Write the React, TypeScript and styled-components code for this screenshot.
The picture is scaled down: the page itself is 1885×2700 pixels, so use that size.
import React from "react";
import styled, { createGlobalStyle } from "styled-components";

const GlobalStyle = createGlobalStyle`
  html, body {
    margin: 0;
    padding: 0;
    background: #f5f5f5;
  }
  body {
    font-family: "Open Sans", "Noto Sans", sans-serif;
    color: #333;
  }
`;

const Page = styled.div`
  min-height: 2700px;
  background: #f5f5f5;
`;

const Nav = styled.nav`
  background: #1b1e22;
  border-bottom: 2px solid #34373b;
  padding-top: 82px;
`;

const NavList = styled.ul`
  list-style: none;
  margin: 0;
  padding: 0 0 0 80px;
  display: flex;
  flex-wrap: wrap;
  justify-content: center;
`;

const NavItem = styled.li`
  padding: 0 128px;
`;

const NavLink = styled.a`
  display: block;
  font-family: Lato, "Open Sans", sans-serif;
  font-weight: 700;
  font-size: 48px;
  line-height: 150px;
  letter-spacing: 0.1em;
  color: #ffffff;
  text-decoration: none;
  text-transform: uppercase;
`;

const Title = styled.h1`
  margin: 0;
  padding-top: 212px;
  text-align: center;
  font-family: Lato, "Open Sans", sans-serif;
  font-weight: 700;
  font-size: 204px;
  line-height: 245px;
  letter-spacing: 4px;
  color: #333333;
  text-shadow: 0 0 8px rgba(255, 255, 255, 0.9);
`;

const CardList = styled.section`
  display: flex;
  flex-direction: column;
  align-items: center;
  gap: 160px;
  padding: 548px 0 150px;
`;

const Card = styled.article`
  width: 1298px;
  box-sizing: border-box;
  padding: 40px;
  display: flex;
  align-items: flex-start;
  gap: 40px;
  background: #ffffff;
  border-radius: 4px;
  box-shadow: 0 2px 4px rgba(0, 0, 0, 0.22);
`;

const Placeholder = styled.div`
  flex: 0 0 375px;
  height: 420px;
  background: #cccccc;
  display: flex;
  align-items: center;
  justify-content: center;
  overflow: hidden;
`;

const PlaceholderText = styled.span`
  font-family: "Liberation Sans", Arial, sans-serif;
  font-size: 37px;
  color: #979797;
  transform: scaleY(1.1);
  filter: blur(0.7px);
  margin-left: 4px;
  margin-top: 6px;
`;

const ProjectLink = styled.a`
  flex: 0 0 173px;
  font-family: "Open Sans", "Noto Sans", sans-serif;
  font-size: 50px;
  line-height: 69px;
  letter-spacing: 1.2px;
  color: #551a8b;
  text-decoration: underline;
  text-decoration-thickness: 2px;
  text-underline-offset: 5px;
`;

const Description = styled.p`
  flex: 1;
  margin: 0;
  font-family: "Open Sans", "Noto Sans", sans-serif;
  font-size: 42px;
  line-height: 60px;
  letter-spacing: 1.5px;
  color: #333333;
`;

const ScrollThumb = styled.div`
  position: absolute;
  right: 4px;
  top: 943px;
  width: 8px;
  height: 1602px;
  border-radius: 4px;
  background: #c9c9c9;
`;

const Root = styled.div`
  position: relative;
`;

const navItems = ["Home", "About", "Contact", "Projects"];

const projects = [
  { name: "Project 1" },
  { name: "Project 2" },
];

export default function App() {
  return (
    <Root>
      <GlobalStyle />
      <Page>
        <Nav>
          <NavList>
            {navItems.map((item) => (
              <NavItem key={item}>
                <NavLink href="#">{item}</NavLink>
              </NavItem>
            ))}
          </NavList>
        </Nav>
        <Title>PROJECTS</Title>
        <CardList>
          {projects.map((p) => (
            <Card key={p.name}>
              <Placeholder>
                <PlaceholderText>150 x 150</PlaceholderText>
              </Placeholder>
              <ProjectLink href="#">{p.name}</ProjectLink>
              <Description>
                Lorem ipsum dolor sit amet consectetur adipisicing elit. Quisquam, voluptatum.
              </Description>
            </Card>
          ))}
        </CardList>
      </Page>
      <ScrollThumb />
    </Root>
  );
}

_WHAT YOU SHOULD DO_
Copy all of the material word for word.

_RESULT BELOW_
Write the React, TypeScript and styled-components code for this screenshot.
The picture is scaled down: the page itself is 1885×2700 pixels, so use that size.
import React from "react";
import styled, { createGlobalStyle } from "styled-components";

const GlobalStyle = createGlobalStyle`
  html, body {
    margin: 0;
    padding: 0;
    background: #f5f5f5;
  }
  body {
    font-family: "Open Sans", "Noto Sans", sans-serif;
    color: #333;
  }
`;

const Page = styled.div`
  min-height: 2700px;
  background: #f5f5f5;
`;

const Nav = styled.nav`
  background: #1b1e22;
  border-bottom: 2px solid #34373b;
  padding-top: 82px;
`;

const NavList = styled.ul`
  list-style: none;
  margin: 0;
  padding: 0 0 0 80px;
  display: flex;
  flex-wrap: wrap;
  justify-content: center;
`;

const NavItem = styled.li`
  padding: 0 128px;
`;

const NavLink = styled.a`
  display: block;
  font-family: Lato, "Open Sans", sans-serif;
  font-weight: 700;
  font-size: 48px;
  line-height: 150px;
  letter-spacing: 0.1em;
  color: #ffffff;
  text-decoration: none;
  text-transform: uppercase;
`;

const Title = styled.h1`
  margin: 0;
  padding-top: 212px;
  text-align: center;
  font-family: Lato, "Open Sans", sans-serif;
  font-weight: 700;
  font-size: 204px;
  line-height: 245px;
  letter-spacing: 4px;
  color: #333333;
  text-shadow: 0 0 8px rgba(255, 255, 255, 0.9);
`;

const CardList = styled.section`
  display: flex;
  flex-direction: column;
  align-items: center;
  gap: 160px;
  padding: 548px 0 150px;
`;

const Card = styled.article`
  width: 1298px;
  box-sizing: border-box;
  padding: 40px;
  display: flex;
  align-items: flex-start;
  gap: 40px;
  background: #ffffff;
  border-radius: 4px;
  box-shadow: 0 2px 4px rgba(0, 0, 0, 0.22);
`;

const Placeholder = styled.div`
  flex: 0 0 375px;
  height: 420px;
  background: #cccccc;
  display: flex;
  align-items: center;
  justify-content: center;
  overflow: hidden;
`;

const PlaceholderText = styled.span`
  font-family: "Liberation Sans", Arial, sans-serif;
  font-size: 37px;
  color: #979797;
  transform: scaleY(1.1);
  filter: blur(0.7px);
  margin-left: 4px;
  margin-top: 6px;
`;

const ProjectLink = styled.a`
  flex: 0 0 173px;
  font-family: "Open Sans", "Noto Sans", sans-serif;
  font-size: 50px;
  line-height: 69px;
  letter-spacing: 1.2px;
  color: #551a8b;
  text-decoration: underline;
  text-decoration-thickness: 2px;
  text-underline-offset: 5px;
`;

const Description = styled.p`
  flex: 1;
  margin: 0;
  font-family: "Open Sans", "Noto Sans", sans-serif;
  font-size: 42px;
  line-height: 60px;
  letter-spacing: 1.5px;
  color: #333333;
`;

const ScrollThumb = styled.div`
  position: absolute;
  right: 4px;
  top: 943px;
  width: 8px;
  height: 1602px;
  border-radius: 4px;
  background: #c9c9c9;
`;

const Root = styled.div`
  position: relative;
`;

const navItems = ["Home", "About", "Contact", "Projects"];

const projects = [
  { name: "Project 1" },
  { name: "Project 2" },
];

export default function App() {
  return (
    <Root>
      <GlobalStyle />
      <Page>
        <Nav>
          <NavList>
            {navItems.map((item) => (
              <NavItem key={item}>
                <NavLink href="#">{item}</NavLink>
              </NavItem>
            ))}
          </NavList>
        </Nav>
        <Title>PROJECTS</Title>
        <CardList>
          {projects.map((p) => (
            <Card key={p.name}>
              <Placeholder>
                <PlaceholderText>150 x 150</PlaceholderText>
              </Placeholder>
              <ProjectLink href="#">{p.name}</ProjectLink>
              <Description>
                Lorem ipsum dolor sit amet consectetur adipisicing elit. Quisquam, voluptatum.
              </Description>
            </Card>
          ))}
        </CardList>
      </Page>
      <ScrollThumb />
    </Root>
  );
}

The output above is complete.